Compute the number of lines that include the string "index", then output that number and nothing else.

Record excerpts -
--- begin ---

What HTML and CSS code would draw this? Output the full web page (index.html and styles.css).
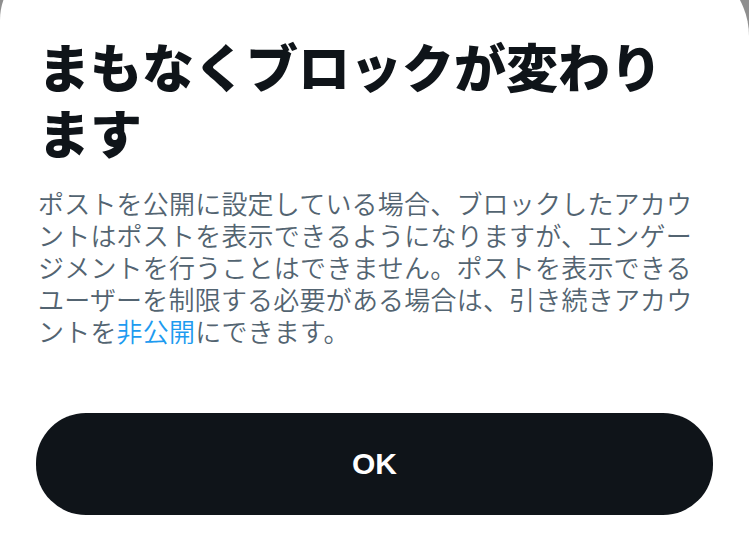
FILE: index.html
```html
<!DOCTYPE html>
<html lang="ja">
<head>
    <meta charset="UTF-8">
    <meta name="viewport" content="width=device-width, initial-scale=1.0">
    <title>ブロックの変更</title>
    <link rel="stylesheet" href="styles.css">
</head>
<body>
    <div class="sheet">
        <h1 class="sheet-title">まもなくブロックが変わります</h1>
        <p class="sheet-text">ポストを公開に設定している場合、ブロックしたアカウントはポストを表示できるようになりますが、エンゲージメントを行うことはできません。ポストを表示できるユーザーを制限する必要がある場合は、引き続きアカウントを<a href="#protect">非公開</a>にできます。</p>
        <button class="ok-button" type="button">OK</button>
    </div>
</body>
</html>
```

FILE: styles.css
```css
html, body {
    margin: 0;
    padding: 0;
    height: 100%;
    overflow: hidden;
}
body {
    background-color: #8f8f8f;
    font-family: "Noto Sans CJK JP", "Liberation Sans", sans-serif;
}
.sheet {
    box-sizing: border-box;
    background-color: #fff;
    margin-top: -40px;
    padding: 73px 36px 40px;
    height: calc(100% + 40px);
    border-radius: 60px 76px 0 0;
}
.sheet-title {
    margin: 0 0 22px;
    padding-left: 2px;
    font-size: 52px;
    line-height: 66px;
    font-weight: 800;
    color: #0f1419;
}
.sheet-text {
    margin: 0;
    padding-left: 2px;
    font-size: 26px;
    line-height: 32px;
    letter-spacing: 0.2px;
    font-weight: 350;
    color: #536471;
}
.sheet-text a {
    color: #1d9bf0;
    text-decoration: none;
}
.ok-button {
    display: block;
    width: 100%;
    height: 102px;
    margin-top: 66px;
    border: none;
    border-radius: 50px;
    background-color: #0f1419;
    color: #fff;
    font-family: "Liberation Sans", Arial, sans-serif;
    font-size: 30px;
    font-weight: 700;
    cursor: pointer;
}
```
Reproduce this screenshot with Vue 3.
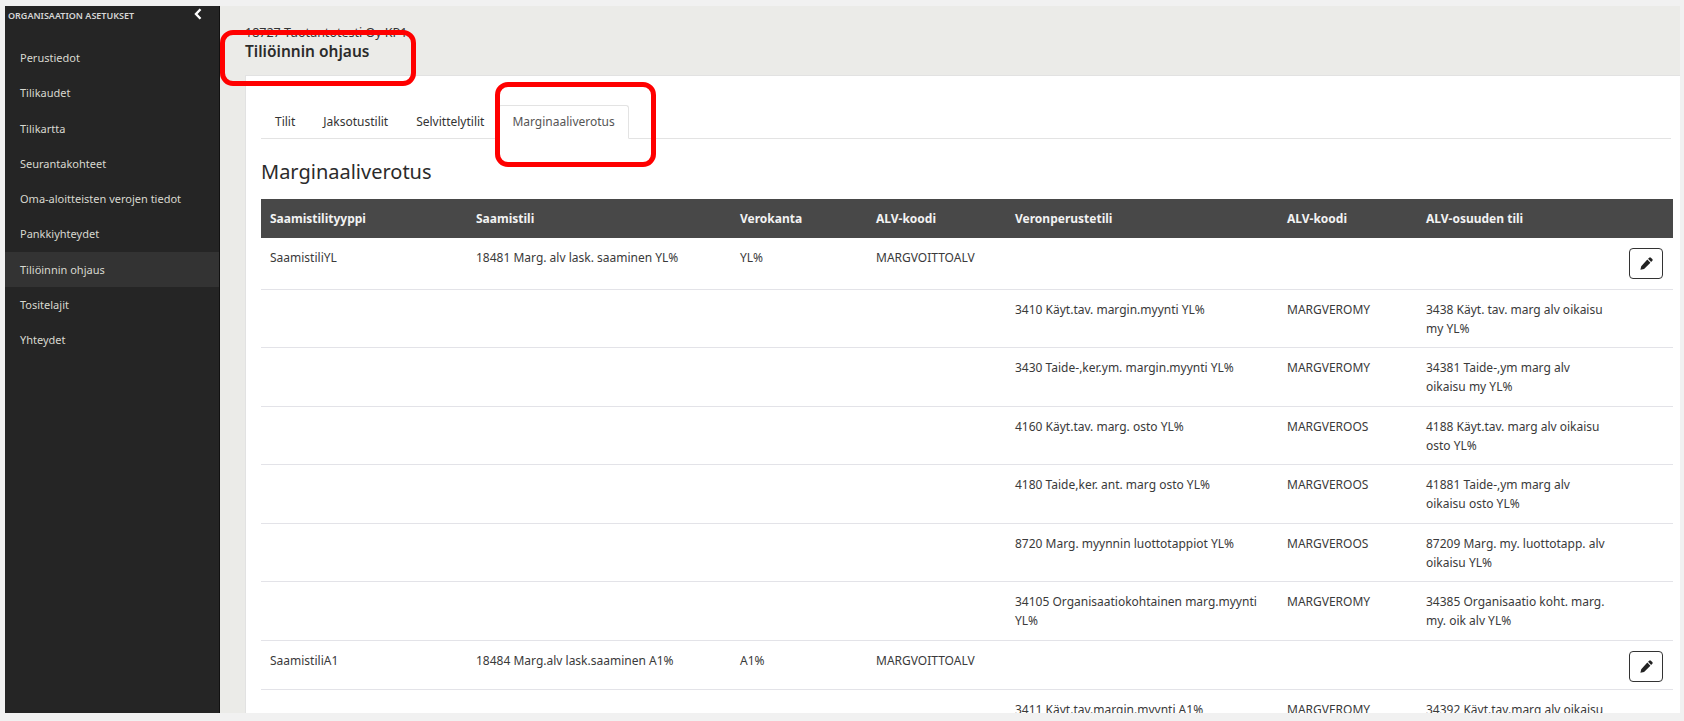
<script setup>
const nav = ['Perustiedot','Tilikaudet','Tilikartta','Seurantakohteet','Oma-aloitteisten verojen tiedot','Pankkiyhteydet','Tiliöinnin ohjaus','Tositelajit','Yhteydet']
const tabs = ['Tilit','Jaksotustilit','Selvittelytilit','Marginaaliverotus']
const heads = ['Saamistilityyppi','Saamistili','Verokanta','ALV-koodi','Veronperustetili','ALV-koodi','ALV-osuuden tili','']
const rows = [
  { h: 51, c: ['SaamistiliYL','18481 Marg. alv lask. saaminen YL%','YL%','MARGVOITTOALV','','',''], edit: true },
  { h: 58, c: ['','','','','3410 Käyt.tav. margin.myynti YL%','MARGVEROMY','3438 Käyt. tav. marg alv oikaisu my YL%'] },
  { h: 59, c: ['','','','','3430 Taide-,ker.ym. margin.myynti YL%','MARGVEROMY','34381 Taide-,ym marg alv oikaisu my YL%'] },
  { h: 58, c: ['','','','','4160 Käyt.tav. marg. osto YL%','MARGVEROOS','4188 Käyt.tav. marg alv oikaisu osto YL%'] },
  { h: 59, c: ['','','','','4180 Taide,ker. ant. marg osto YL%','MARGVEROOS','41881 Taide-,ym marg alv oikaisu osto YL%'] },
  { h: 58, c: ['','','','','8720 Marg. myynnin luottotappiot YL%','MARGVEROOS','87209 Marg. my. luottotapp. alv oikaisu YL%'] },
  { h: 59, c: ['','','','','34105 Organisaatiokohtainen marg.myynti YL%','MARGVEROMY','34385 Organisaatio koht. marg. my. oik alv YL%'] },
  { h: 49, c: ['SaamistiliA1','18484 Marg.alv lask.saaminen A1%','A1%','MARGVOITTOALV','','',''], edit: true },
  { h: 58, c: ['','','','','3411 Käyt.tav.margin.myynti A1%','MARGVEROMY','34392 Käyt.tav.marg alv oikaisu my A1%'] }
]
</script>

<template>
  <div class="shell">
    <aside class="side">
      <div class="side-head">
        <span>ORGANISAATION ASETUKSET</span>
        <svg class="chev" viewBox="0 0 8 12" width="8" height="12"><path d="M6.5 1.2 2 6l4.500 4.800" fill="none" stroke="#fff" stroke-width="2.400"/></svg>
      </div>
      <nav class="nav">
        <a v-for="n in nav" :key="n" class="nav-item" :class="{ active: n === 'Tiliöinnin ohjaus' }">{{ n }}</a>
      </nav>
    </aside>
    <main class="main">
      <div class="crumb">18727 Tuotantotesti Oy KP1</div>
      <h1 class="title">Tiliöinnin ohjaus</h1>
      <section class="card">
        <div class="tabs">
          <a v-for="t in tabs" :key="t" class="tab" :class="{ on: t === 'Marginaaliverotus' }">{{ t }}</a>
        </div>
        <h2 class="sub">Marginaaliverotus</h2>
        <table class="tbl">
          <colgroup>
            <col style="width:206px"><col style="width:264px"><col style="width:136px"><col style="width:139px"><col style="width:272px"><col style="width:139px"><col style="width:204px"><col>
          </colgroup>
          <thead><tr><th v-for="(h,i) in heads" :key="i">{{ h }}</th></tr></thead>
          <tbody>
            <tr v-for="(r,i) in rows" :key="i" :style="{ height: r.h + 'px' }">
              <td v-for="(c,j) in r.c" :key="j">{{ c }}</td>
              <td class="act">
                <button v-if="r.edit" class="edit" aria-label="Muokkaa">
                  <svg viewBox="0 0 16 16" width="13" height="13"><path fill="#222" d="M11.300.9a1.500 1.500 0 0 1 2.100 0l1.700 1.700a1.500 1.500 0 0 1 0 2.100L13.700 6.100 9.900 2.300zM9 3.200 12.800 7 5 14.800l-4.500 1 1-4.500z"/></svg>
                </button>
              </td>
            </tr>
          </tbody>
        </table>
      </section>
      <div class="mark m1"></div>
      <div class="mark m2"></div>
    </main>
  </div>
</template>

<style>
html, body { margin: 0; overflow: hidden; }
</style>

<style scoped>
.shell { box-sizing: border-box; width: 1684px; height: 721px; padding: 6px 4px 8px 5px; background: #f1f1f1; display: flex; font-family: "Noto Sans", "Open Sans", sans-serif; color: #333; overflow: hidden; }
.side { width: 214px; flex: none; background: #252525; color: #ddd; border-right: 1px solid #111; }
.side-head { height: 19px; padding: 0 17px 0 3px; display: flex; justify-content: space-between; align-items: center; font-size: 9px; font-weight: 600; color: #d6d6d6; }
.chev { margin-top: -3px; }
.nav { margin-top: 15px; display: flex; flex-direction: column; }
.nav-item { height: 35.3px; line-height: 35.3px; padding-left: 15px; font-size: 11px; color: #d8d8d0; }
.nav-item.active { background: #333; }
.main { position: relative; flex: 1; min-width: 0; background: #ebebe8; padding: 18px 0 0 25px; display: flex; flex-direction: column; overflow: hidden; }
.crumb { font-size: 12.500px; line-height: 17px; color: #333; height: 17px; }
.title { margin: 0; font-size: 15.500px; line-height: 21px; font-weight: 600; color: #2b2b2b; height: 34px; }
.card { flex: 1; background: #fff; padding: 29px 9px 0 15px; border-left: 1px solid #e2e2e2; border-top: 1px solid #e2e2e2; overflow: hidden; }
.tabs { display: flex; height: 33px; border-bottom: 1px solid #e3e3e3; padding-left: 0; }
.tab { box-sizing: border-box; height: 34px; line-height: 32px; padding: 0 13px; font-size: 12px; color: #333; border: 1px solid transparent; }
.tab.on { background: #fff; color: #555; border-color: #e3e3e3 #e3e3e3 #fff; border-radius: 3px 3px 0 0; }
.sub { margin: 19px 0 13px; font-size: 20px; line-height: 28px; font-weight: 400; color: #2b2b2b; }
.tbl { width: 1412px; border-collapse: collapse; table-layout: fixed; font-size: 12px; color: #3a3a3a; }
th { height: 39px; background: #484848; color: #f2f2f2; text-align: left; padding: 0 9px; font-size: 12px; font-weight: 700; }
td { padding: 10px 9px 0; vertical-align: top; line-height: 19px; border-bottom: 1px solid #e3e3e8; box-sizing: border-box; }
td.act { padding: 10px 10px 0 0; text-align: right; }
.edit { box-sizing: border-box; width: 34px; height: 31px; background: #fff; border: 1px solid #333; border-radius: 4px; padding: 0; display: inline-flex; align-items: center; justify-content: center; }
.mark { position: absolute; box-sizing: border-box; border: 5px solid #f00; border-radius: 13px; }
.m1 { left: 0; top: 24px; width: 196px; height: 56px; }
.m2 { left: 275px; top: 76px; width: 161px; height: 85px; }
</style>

--- end ---

Response to this exercise - 2